I want music for my kids, and my neighbors’ kids, because I want to increase their opportunities to feel joy.
David Bazan of the band Pedro the Lion has been releasing a series of albums named after the towns where he grew up. The 2022 album Havasu, which I guess takes place around his adolescent years in Lake Havasu City, Arizona, includes a song called “First Drum Set” about playing in the band at his middle or high school.
The story goes that David was proficient on the clarinet and wanted to play saxophone after hearing “The Heat is On” in the Beverly Hills Cop soundtrack (can you blame him?). But the band director told him there wasn’t room for another sax player in the band: “I’m up to my ears in tenors and altos.”
And so, after a tense negotiation between the band director and young David’s dad, David found himself switching to an unexpected instrument to fill a gap in the band: the drums.
He sings:
I showed up early to the band room
And heard some kid land a fill into a beat
Oh how I pestered that poor drummer
Begging him to show me repeatedly
To play sports about my feelings
Being in my body not my head
Oh it still sets my heart a-reeling
I would already be dead without
My first drum set
I don’t play the drums, but parts of that song ring so true, they bring a lump to my throat. The serendipity, for one thing, is familiar: One of my best friends, Gardner, picked up the upright bass in large part because he was the tallest student in his middle school band class and the teacher needed a kid who could reach the top of the neck. He plays the bass beautifully to this day. We’ve played concerts and recorded albums together, and the creak of the strings when he presses them into the fretboard is one of my favorite sounds on earth.
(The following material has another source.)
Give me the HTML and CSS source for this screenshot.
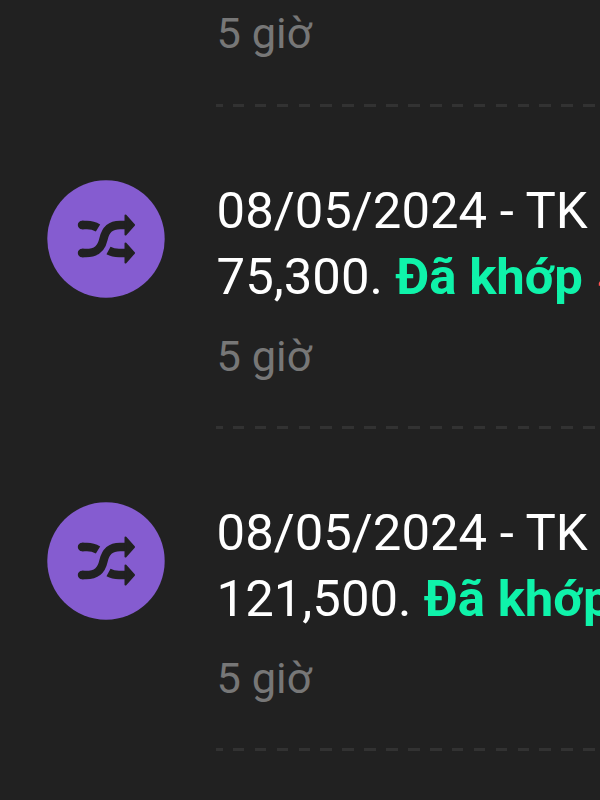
FILE: index.html
```html
<!DOCTYPE html>
<html lang="vi">
<head>
<meta charset="utf-8">
<title>Thông báo</title>
<link rel="stylesheet" href="styles.css">
</head>
<body>
<svg width="0" height="0" class="defs"><defs>
<g id="shuffle" fill="none" stroke="#212121" stroke-width="8.4">
<path d="M35 45H40Q46 45 51 48"/>
<path d="M61.5 70.5Q66 73 72 73H79"/>
<path d="M35 73H39C50 73 54.5 68 56.5 59S63 45 73 45H79"/>
<path d="M35 45H36M35 73H36" stroke-linecap="round"/>
<path d="M78.5 35.5L87 45L78.5 54.5ZM78.5 63.5L87 73L78.5 82.5Z" fill="#212121" stroke-width="2" stroke-linejoin="round"/>
</g></defs></svg>
<main class="list">
<article class="item"><div class="body"><time class="time">5 giờ</time></div></article>
<article class="item">
<svg class="avatar" viewBox="0 0 118 118"><circle cx="59" cy="59" r="58.7" fill="#855cd0"/><use href="#shuffle"/></svg>
<div class="body"><p class="text">08/05/2024 - TK<br>75,300. <b>Đã khớp</b> <i>4</i></p><time class="time">5 giờ</time></div>
</article>
<article class="item">
<svg class="avatar" viewBox="0 0 118 118"><circle cx="59" cy="59" r="58.7" fill="#855cd0"/><use href="#shuffle"/></svg>
<div class="body"><p class="text">08/05/2024 - TK<br>121,500. <b>Đã khớp</b></p><time class="time">5 giờ</time></div>
</article>
</main>
</body>
</html>
```
FILE: styles.css
```css
body { margin: 0; background: #212121; color: #fff; font-family: Roboto, sans-serif; height: 800px; overflow: hidden; }
.defs { display: block; height: 0; }
.list { width: 600px; overflow: hidden; }
.item { display: flex; height: 322px; padding-left: 47px; box-sizing: border-box; }
.item:first-child { height: 107px; padding-left: 216px; }
.avatar { width: 118px; height: 118px; margin: 73px 51px 0 0; flex: none; }
.body { flex: 1; min-width: 0; box-sizing: border-box; padding: 71px 0 0 0.6px; white-space: nowrap; background: repeating-linear-gradient(90deg, #323232 0 11.5px, transparent 11.5px 21.9px) -5px bottom / 400px 3px no-repeat; }
.item:first-child .body { padding-top: 5px; }
.text { margin: 0 0 18px; font-size: 50.85px; line-height: 66px; }
.text b { color: #0ff3aa; font-weight: 700; }
.text i { margin-left: 2px; color: #ff5252; font-style: normal; }
.time { display: block; font-size: 43.4px; line-height: 58px; color: #777; }
```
My brother was a diligent and virtuosic piano player who picked the instrument up at a young age and then used that foundation to learn other instruments: handbells, saxophone, cello (later, he would meet his future wife in a dormitory at Clemson when she heard him practicing in his room and walked in to listen). By the time I was in high school, after years of watching his recitals and marching band halftime shows, I had decided to learn something.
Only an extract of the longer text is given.